» **Task**
Of the lines in the records that follow, how many include the word "this"? Answer with a bare number.

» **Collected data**
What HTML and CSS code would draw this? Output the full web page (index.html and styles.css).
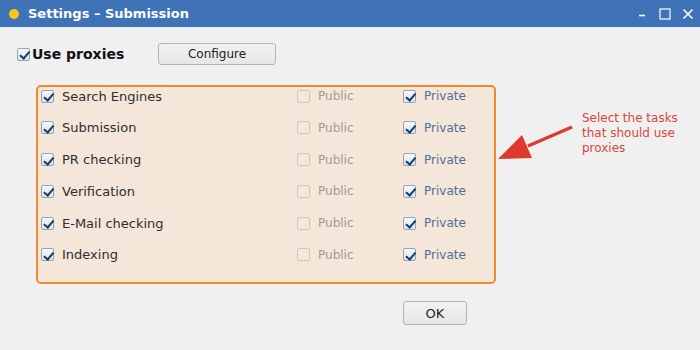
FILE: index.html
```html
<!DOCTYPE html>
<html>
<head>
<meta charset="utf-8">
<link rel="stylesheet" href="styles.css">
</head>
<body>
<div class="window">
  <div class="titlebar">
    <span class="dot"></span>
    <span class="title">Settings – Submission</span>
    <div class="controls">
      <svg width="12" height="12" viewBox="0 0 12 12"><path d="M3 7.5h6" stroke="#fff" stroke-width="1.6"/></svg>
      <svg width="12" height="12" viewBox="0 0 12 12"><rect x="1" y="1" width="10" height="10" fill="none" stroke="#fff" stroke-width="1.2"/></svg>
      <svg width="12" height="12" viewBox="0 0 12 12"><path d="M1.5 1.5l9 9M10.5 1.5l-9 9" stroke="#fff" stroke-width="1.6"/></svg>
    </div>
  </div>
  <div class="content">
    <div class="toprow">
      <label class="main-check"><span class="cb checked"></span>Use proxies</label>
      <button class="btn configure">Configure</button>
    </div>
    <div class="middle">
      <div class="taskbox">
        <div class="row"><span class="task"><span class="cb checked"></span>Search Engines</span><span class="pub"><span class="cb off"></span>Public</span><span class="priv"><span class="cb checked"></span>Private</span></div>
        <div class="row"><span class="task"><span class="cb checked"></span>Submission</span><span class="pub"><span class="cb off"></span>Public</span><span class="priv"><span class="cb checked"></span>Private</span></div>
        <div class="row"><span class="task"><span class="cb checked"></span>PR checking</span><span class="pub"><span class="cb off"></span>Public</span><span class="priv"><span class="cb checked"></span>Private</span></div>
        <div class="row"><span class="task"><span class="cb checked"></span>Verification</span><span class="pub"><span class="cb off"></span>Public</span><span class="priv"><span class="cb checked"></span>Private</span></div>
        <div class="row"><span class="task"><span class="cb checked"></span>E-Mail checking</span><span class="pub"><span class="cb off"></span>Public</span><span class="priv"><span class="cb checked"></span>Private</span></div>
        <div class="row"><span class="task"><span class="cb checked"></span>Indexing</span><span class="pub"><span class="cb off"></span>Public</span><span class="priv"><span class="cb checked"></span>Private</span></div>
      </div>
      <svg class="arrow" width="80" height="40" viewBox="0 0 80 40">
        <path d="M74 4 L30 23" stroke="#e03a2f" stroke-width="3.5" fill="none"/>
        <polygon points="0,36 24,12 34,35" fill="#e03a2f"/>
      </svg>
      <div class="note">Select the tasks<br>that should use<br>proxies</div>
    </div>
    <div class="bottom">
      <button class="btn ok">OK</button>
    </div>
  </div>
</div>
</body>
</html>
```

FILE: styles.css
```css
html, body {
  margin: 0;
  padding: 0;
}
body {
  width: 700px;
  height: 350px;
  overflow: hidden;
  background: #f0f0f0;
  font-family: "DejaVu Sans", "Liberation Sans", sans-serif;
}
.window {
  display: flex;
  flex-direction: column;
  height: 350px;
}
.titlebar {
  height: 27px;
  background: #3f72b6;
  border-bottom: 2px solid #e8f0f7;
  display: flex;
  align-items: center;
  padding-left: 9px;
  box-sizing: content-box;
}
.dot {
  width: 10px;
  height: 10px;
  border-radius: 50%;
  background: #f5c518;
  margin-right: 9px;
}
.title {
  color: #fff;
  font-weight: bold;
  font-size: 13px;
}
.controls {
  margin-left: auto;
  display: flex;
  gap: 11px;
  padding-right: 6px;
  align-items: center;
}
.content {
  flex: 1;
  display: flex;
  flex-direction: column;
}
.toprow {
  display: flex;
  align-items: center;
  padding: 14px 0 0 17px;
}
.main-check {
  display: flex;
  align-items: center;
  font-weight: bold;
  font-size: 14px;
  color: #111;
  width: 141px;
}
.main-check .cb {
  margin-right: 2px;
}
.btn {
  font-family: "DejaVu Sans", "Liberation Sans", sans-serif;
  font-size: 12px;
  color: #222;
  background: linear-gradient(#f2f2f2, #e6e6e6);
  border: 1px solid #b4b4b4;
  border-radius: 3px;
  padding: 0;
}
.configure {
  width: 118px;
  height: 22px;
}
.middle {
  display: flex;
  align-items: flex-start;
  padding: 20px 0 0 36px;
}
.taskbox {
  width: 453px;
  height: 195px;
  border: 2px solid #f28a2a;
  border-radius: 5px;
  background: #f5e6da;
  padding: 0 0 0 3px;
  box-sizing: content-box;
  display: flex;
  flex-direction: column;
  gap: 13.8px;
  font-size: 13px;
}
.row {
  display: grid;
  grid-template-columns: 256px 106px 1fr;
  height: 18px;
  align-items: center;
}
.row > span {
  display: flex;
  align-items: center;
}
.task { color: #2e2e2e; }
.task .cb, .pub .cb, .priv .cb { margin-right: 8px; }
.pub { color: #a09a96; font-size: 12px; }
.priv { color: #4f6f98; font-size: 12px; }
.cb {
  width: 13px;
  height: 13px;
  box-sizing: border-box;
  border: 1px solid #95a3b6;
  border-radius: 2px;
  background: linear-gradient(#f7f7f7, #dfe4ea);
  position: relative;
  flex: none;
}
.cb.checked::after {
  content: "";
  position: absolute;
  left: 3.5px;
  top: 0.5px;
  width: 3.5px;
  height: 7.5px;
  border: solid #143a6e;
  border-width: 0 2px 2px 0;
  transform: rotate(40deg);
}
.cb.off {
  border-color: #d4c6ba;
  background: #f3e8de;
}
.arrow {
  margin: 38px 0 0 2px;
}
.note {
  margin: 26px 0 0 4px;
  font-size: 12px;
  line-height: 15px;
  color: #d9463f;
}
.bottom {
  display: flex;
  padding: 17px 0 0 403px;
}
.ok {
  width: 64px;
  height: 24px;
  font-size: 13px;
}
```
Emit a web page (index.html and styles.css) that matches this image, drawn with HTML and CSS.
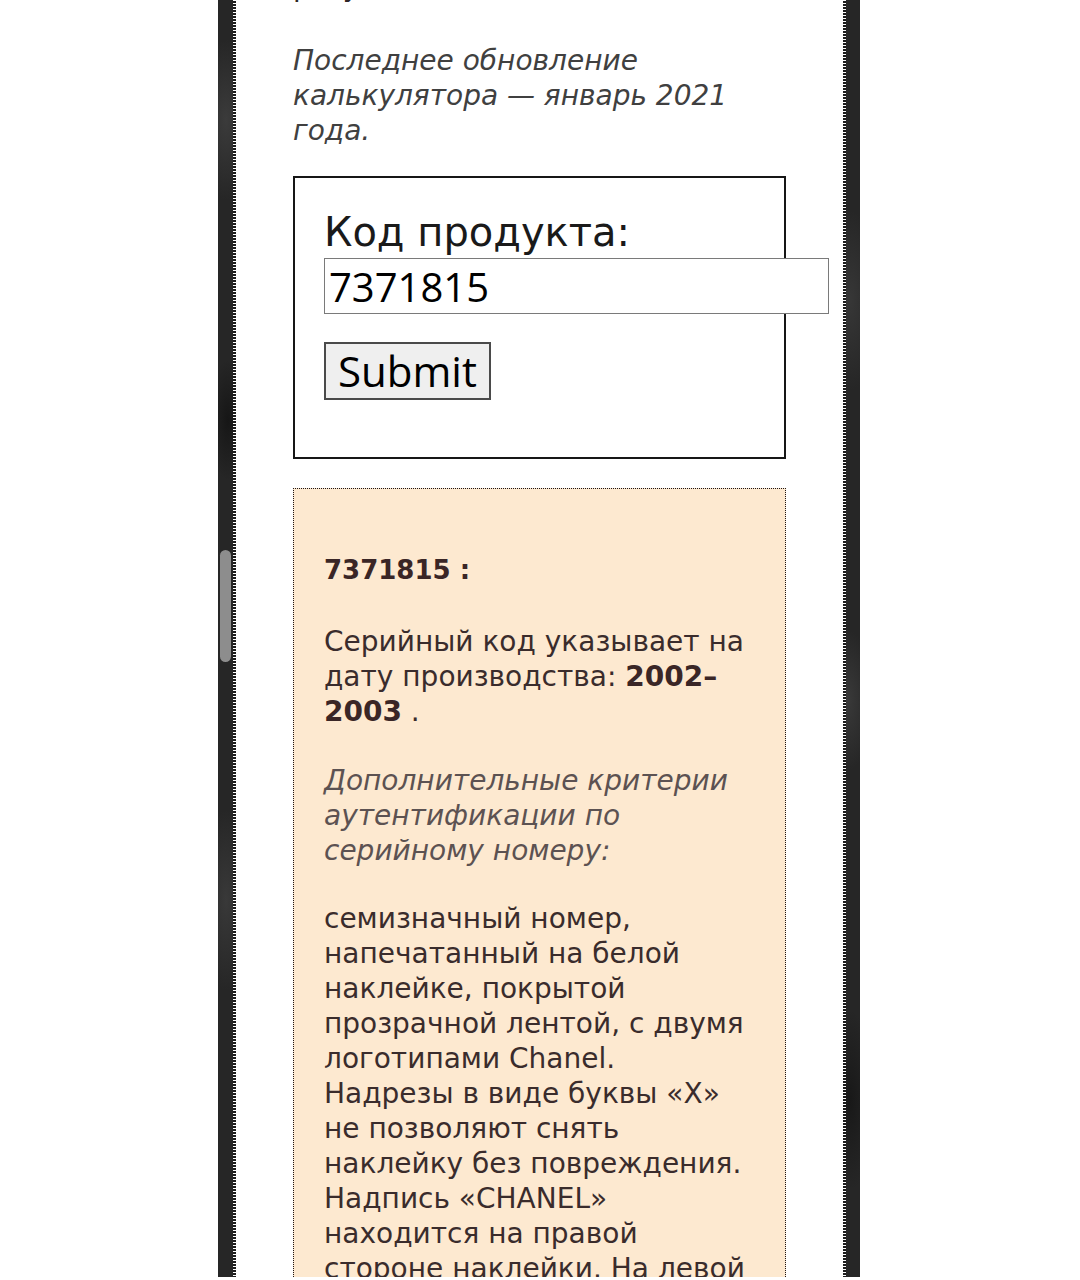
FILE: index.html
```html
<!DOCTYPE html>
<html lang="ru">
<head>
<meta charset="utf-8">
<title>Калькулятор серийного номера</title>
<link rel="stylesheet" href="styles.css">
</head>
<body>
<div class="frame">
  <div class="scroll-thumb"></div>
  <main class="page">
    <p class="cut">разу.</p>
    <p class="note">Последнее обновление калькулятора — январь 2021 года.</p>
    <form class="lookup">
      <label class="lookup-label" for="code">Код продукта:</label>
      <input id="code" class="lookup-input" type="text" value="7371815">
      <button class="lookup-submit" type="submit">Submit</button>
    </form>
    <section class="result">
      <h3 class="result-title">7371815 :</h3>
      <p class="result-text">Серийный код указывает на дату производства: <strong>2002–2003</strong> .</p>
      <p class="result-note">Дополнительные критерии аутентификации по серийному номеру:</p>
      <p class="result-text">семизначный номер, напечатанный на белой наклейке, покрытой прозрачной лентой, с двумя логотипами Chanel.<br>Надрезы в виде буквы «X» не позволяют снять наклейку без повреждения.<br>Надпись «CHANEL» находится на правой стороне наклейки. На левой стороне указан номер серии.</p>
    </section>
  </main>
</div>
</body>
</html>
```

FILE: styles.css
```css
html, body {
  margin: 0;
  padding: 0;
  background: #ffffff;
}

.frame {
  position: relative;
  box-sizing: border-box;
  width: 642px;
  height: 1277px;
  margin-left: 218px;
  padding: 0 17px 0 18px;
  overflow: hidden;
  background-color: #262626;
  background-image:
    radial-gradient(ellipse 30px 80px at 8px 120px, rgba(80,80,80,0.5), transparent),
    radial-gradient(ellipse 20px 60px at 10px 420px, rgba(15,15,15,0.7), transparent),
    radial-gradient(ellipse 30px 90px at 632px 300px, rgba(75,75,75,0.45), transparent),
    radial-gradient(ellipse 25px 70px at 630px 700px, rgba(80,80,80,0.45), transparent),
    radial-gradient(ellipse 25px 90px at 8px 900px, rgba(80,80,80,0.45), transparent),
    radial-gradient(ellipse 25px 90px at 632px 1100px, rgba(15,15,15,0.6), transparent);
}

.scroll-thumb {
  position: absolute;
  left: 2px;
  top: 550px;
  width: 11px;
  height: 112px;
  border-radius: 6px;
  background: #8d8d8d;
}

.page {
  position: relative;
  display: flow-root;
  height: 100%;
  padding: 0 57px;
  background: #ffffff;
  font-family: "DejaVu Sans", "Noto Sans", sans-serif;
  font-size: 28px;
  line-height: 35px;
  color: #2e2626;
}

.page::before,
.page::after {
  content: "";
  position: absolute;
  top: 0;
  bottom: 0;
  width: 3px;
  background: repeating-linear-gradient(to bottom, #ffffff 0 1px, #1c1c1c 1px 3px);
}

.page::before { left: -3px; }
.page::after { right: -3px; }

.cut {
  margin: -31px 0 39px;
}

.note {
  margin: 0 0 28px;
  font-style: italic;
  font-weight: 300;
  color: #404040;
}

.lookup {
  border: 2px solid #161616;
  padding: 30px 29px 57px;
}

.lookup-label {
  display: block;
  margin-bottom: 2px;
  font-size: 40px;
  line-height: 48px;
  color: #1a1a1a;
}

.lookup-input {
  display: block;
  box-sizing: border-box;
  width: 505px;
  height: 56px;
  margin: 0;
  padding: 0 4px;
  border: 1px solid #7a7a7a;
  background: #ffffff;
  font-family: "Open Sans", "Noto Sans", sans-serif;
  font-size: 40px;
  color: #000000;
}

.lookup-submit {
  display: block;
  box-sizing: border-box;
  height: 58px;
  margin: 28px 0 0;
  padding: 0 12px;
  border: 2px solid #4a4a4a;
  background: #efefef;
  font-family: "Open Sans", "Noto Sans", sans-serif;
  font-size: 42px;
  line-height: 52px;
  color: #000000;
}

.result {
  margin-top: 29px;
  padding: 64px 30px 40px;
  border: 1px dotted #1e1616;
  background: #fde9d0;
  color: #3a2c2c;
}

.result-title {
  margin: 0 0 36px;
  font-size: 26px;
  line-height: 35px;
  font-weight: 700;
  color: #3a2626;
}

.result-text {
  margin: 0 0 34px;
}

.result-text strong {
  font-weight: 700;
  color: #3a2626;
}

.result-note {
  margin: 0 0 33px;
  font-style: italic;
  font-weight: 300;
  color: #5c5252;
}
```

» **The result**
2